Smut - Piano One tape



This is one of my favorite pieces of music of all time. No guitars and noise this time, just piano plated with an amazing emotion and abandon that is accentuated further by the low recording quality of a tape that is almost always on the brink of being chewed up. Real classical music from the deep underground by one of the most talented people. 2013 tape on Turgid Animal.

Unfortunately, I don't have the Piano Two tape that was released on Quagga Curious Sounds in 2015, so I'm calling out to any kind person having that to please offer it to the people.

Download - Removed by artist request

Monday, November 20, 2017

Soviet Avant-Garde 1 & 2 cds




In a somewhat belated tribute to the most important historic event of not only the 20th century, but of all history in terms of social change, here are the two cds featuring music by early Soviet music composers that were suppressed after the turn to socialist realism in the late 1920s-early to mid 1930s and the purges.

Despite Soviet Union's (and Stalin's personally) immense role in destroying Nazism and liberating a great part of Europe from the shackles of Western imperialism, not to mention the spread of socialism in other continents as well, it ought to be said that the turn to socialist realism, as a tool of serving political expediencies of preparing for WWII, thus needing a more popular form of art that would exult socialist construction and the imminent military effort - that had been correctly foreseen by the Soviet leadership - it was both politically and theoretically unfounded, as was the generalization of the Popular Front tactic that was imposed on the entire list of Comintern parties. The purges, the killings, the terror, and the increasing gigantism of the state and its repressive apparatuses were the logical outcome of such wrong theoretical views, which were, however, up to a certain extent forced upon the Stalinist leadership, as it inherited all the problems laid on the socialist building by the civil war, imperialist invasion and the tactical retreats of NEP and negative military treaties.

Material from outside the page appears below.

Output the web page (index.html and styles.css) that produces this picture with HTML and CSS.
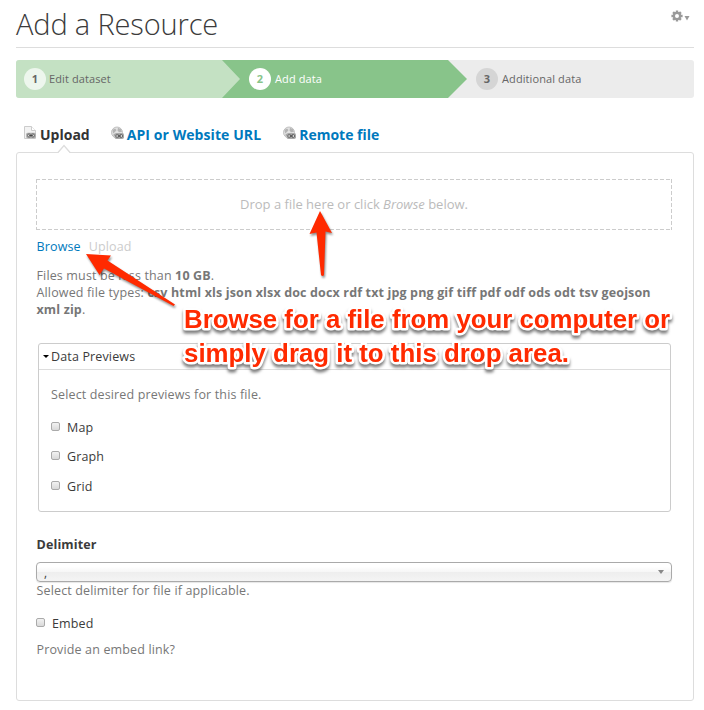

The first of the two cds features German pianist Steffen Schleiermacher playing piano sonatas and nocturnes by Sergei Protopopov (whose track starts like a black metal arpeggio!), Alexander Mossolov, Arthur Lourié and Nikolai Roslavetz. It is piano music based on modernism and futurism, with atonalities and very dark moods.

1994 cd on hat[now]ART.



The second cd features more music by Alexander Mossolov (very very bleak), Arthur Lourié, Nikolai Roslavetz, and the unbelievably beautiful tracks of Leonid Polovinkin. 1999 cd on hat[now]ART.